There are plenty of candidates in both LM and SM. The issue here is the bottleneck in clinical trials. Each molecule must undergo the market research gauntlet before being green-lighted for trials. The funding for trials is severly limited because it must come from the R&D budget. How many times has R&D management said that a program is "shelved" due to lack of funding for trials. Maybe Amgen shouldn't develop every molecule, but since about 2006 they haven't even tried to push anything that wasn't a sure-fire blockbuster. They have no interest in earning meager returns. Amgen owns the IP for many candidates for different grievous illnesses, but refuses to invest in developing those that would detract from the current high average rate of return. They have a decades worth of clinical candidates stacked neatly in the pipline waiting for the availability of funds. They also have decades worth of funds sitting off-shore waiting for a tax holiday. My guess is that if they were allowed to repatriate some of those funds tax free, they would immediately begin all the new clinical trials they could afford. Right now it doesn't make financial sense to fund those trials, so they are being spread out very thinly over time. The recent layoffs in R&D are just the result of having an over-full pipeline and not needing more discoveries to "shelve" for 10 years until they can afford the trials. Management is too risk averse to attempt to develop anything but the highest return drug candidates. If they really cared about patients, they would find a way to bring more of the "marginal" candidates to trial sooner. Attempting to maximize percentage yeild at the expense of limiting growth in marginal earnings will be the death of this company. You lose the talent, you lose the expertise, and you eventually lose the ability to grow at all. Have fun managing the corporate contraction in the future.

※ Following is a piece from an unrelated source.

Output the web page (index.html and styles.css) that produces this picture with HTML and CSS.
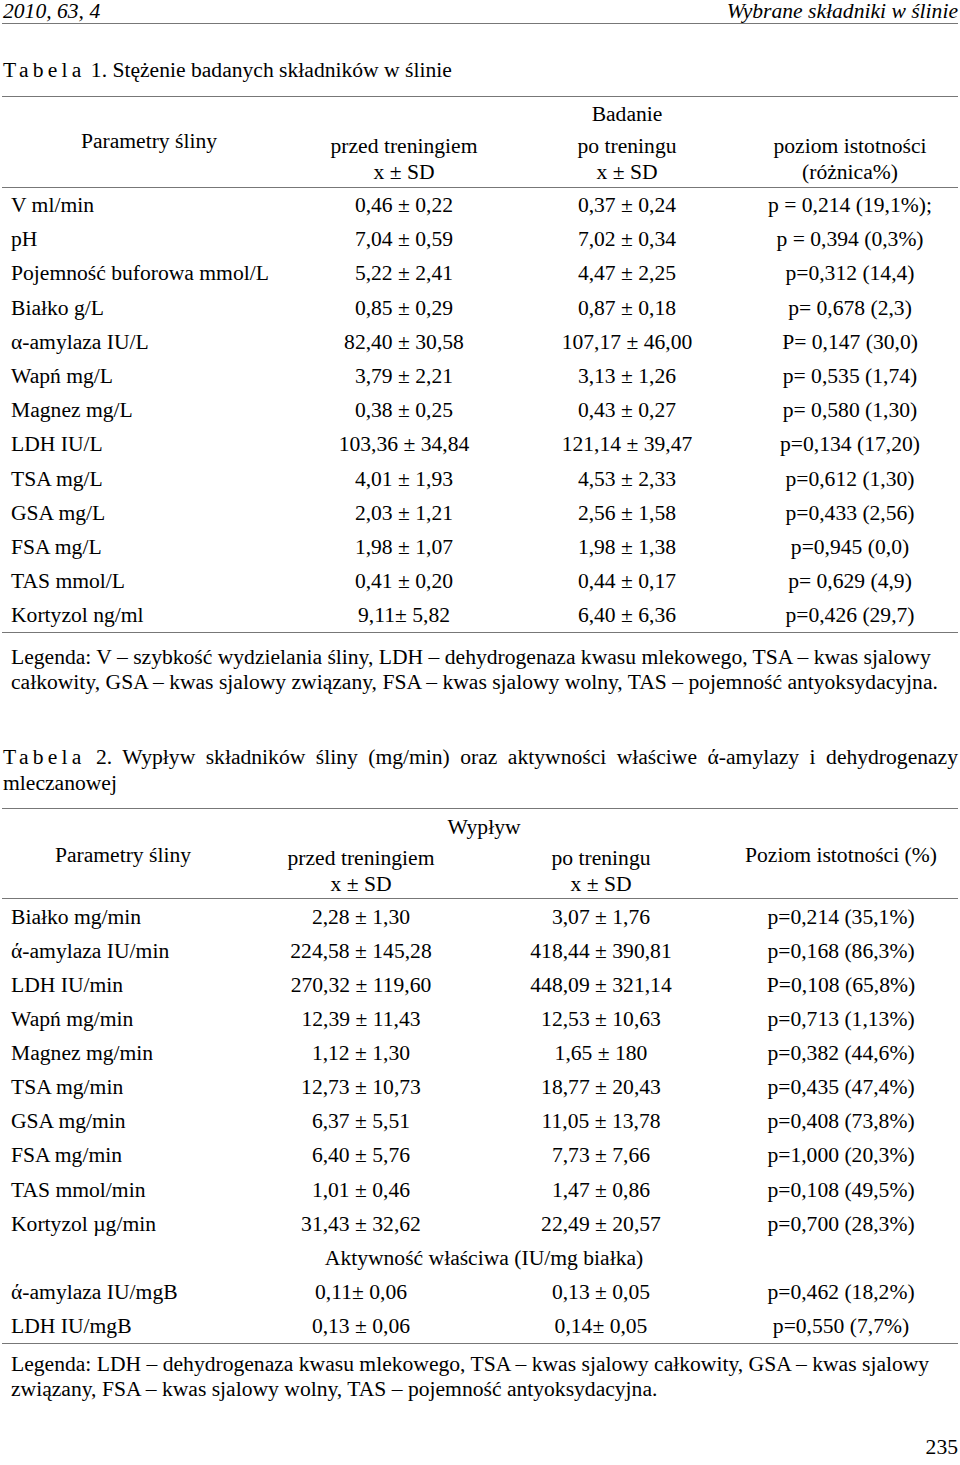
FILE: index.html
```html
<!DOCTYPE html>
<html lang="pl">
<head>
<meta charset="utf-8">
<title>Wybrane składniki w ślinie</title>
<link rel="stylesheet" href="styles.css">
</head>
<body>
<div class="page">
  <header class="running-head">
    <span>2010, 63, 4</span>
    <span>Wybrane składniki w ślinie</span>
  </header>

  <p class="caption caption-1"><span class="spaced">Tabela</span> 1. Stężenie badanych składników w ślinie</p>

  <table class="data t1">
    <colgroup><col class="c1"><col class="c2"><col class="c3"><col class="c4"></colgroup>
    <thead>
      <tr class="h-top">
        <th class="param" rowspan="2">Parametry śliny</th>
        <th></th>
        <th>Badanie</th>
        <th></th>
      </tr>
      <tr class="h-sub">
        <th>przed treningiem<br>x ± SD</th>
        <th>po treningu<br>x ± SD</th>
        <th>poziom istotności<br>(różnica%)</th>
      </tr>
    </thead>
    <tbody>
      <tr><td>V ml/min</td><td>0,46 ± 0,22</td><td>0,37 ± 0,24</td><td>p = 0,214 (19,1%);</td></tr>
      <tr><td>pH</td><td>7,04 ± 0,59</td><td>7,02 ± 0,34</td><td>p = 0,394 (0,3%)</td></tr>
      <tr><td>Pojemność buforowa mmol/L</td><td>5,22 ± 2,41</td><td>4,47 ± 2,25</td><td>p=0,312 (14,4)</td></tr>
      <tr><td>Białko g/L</td><td>0,85 ± 0,29</td><td>0,87 ± 0,18</td><td>p= 0,678 (2,3)</td></tr>
      <tr><td>α-amylaza IU/L</td><td>82,40 ± 30,58</td><td>107,17 ± 46,00</td><td>P= 0,147 (30,0)</td></tr>
      <tr><td>Wapń mg/L</td><td>3,79 ± 2,21</td><td>3,13 ± 1,26</td><td>p= 0,535 (1,74)</td></tr>
      <tr><td>Magnez mg/L</td><td>0,38 ± 0,25</td><td>0,43 ± 0,27</td><td>p= 0,580 (1,30)</td></tr>
      <tr><td>LDH IU/L</td><td>103,36 ± 34,84</td><td>121,14 ± 39,47</td><td>p=0,134 (17,20)</td></tr>
      <tr><td>TSA mg/L</td><td>4,01 ± 1,93</td><td>4,53 ± 2,33</td><td>p=0,612 (1,30)</td></tr>
      <tr><td>GSA mg/L</td><td>2,03 ± 1,21</td><td>2,56 ± 1,58</td><td>p=0,433 (2,56)</td></tr>
      <tr><td>FSA mg/L</td><td>1,98 ± 1,07</td><td>1,98 ± 1,38</td><td>p=0,945 (0,0)</td></tr>
      <tr><td>TAS mmol/L</td><td>0,41 ± 0,20</td><td>0,44 ± 0,17</td><td>p= 0,629 (4,9)</td></tr>
      <tr><td>Kortyzol ng/ml</td><td>9,11± 5,82</td><td>6,40 ± 6,36</td><td>p=0,426 (29,7)</td></tr>
    </tbody>
  </table>

  <p class="legend legend-1">Legenda: V – szybkość wydzielania śliny, LDH – dehydrogenaza kwasu mlekowego, TSA – kwas sjalowy<br>całkowity, GSA – kwas sjalowy związany, FSA – kwas sjalowy wolny, TAS – pojemność antyoksydacyjna.</p>

  <div class="caption caption-2">
    <p class="cap-line cap-justify"><span class="spaced">Tabela</span> <span>2. Wypływ składników śliny (mg/min) oraz aktywności właściwe ά-amylazy i dehydrogenazy</span></p>
    <p class="cap-line">mleczanowej</p>
  </div>

  <table class="data t2">
    <colgroup><col class="c1"><col class="c2"><col class="c3"><col class="c4"></colgroup>
    <thead>
      <tr class="h-top">
        <th class="param" rowspan="2">Parametry śliny</th>
        <th colspan="2">Wypływ</th>
        <th class="param" rowspan="2">Poziom istotności (%)</th>
      </tr>
      <tr class="h-sub">
        <th>przed treningiem<br>x ± SD</th>
        <th>po treningu<br>x ± SD</th>
      </tr>
    </thead>
    <tbody>
      <tr><td>Białko mg/min</td><td>2,28 ± 1,30</td><td>3,07 ± 1,76</td><td>p=0,214 (35,1%)</td></tr>
      <tr><td>ά-amylaza IU/min</td><td>224,58 ± 145,28</td><td>418,44 ± 390,81</td><td>p=0,168 (86,3%)</td></tr>
      <tr><td>LDH IU/min</td><td>270,32 ± 119,60</td><td>448,09 ± 321,14</td><td>P=0,108 (65,8%)</td></tr>
      <tr><td>Wapń mg/min</td><td>12,39 ± 11,43</td><td>12,53 ± 10,63</td><td>p=0,713 (1,13%)</td></tr>
      <tr><td>Magnez mg/min</td><td>1,12 ± 1,30</td><td>1,65 ± 180</td><td>p=0,382 (44,6%)</td></tr>
      <tr><td>TSA mg/min</td><td>12,73 ± 10,73</td><td>18,77 ± 20,43</td><td>p=0,435 (47,4%)</td></tr>
      <tr><td>GSA mg/min</td><td>6,37 ± 5,51</td><td>11,05 ± 13,78</td><td>p=0,408 (73,8%)</td></tr>
      <tr><td>FSA mg/min</td><td>6,40 ± 5,76</td><td>7,73 ± 7,66</td><td>p=1,000 (20,3%)</td></tr>
      <tr><td>TAS mmol/min</td><td>1,01 ± 0,46</td><td>1,47 ± 0,86</td><td>p=0,108 (49,5%)</td></tr>
      <tr><td>Kortyzol µg/min</td><td>31,43 ± 32,62</td><td>22,49 ± 20,57</td><td>p=0,700 (28,3%)</td></tr>
      <tr><td></td><td colspan="2">Aktywność właściwa (IU/mg białka)</td><td></td></tr>
      <tr><td>ά-amylaza IU/mgB</td><td>0,11± 0,06</td><td>0,13 ± 0,05</td><td>p=0,462 (18,2%)</td></tr>
      <tr><td>LDH IU/mgB</td><td>0,13 ± 0,06</td><td>0,14± 0,05</td><td>p=0,550 (7,7%)</td></tr>
    </tbody>
  </table>

  <p class="legend legend-2">Legenda: LDH – dehydrogenaza kwasu mlekowego, TSA – kwas sjalowy całkowity, GSA – kwas sjalowy<br>związany, FSA – kwas sjalowy wolny, TAS – pojemność antyoksydacyjna.</p>

  <footer class="folio">235</footer>
</div>
</body>
</html>
```

FILE: styles.css
```css
html, body {
  margin: 0;
  padding: 0;
  background: #fff;
}

body {
  font-family: "Liberation Serif", "Times New Roman", serif;
  font-size: 21.6px;
  color: #000;
}

.page {
  width: 956px;
  height: 1465px;
  margin: 0 2px;
  display: flex;
  flex-direction: column;
}

.running-head {
  display: flex;
  justify-content: space-between;
  font-style: italic;
  height: 23px;
  line-height: 23px;
  padding: 0 0 0 1px;
  border-bottom: 1px solid #777;
}

.caption {
  margin: 0;
  line-height: 26px;
  padding-left: 1px;
}

.caption-1 {
  margin-top: 33px;
  margin-bottom: 13px;
}

.caption-2 {
  margin-top: 49px;
  margin-bottom: 12px;
}

.cap-line {
  margin: 0;
}

.cap-justify {
  text-align: justify;
  text-align-last: justify;
}

.spaced {
  display: inline-block;
  letter-spacing: 4.2px;
}

.data {
  width: 956px;
  border-collapse: collapse;
  table-layout: fixed;
  border-top: 1px solid #777;
  border-bottom: 1px solid #777;
}

.data th {
  font-weight: normal;
  text-align: center;
  line-height: 26px;
  padding: 0;
}

.data thead tr.h-top th {
  padding-top: 4px;
  height: 26px;
  vertical-align: top;
}

.data thead tr.h-sub th {
  padding-top: 6px;
  padding-bottom: 2px;
  vertical-align: top;
  border-bottom: 1px solid #777;
}

.data thead tr.h-top th.param {
  padding-top: 31px;
  vertical-align: top;
  border-bottom: 1px solid #777;
}

.data td {
  height: 34.2px;
  padding: 0;
  text-align: center;
  vertical-align: middle;
  white-space: nowrap;
  line-height: 24px;
}

.data td:first-child {
  text-align: left;
  padding-left: 9px;
}

.t1 .c1 { width: 294px; }
.t1 .c2 { width: 216px; }
.t1 .c3 { width: 230px; }
.t1 .c4 { width: 216px; }

.t2 .c1 { width: 242px; }
.t2 .c2 { width: 234px; }
.t2 .c3 { width: 246px; }
.t2 .c4 { width: 234px; }

.t2 thead tr.h-top th {
  padding-top: 5px;
}

.t2 thead tr.h-top th.param {
  padding-top: 33px;
}

.t2 thead tr.h-sub th {
  padding-top: 5px;
  padding-bottom: 1px;
}

.t2 td {
  height: 34.15px;
}

.legend {
  margin: 0;
  padding-left: 9px;
  line-height: 25px;
}

.legend-1 {
  margin-top: 12px;
}

.legend-2 {
  margin-top: 8px;
}

.folio {
  margin-top: auto;
  margin-bottom: 6px;
  text-align: right;
  line-height: 24px;
}
```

The acquisition of new molecules (IP) was previously funded outside of the research budget. Not anymore, all acquisitions of companies for their IP will be funded from the research budget. Next time you hear about an acquision, dust off your resume if you work in R&D. That money came out of your operating budget. Has Amgen ever gotten a deal on IP? Come to think of it, have any large biotech or pharma company with a fat pile of cash ever gotten a good deal on IP? Please post a list to refresh my memory.
You can't manage a company to hit specific financial targets without taking your eyes off of the fundamentals. The recently announced 4 year finacial targets may sould great to wallstreet. The result of the actions needed to meet those targets is going to be hell for all the employees who don't understand that the goals have changed and no one told them. In all fairness, Amgen should change the mission statement to "maximize sharehold returns, period". Why not pull a Pfizer; lay off 99% of R&D now and save a bundle. That will look great on the bottom line for about 5 years. Until someone notices the earnings number is actually declining. Too bad, you can't hide behind percentages forever.
Growth is growth, contraction is contraction. The path forward has already been chosen. Contraction looks more profitable right now. My one wish is that management has to hold all of their shares for ten years after they vest.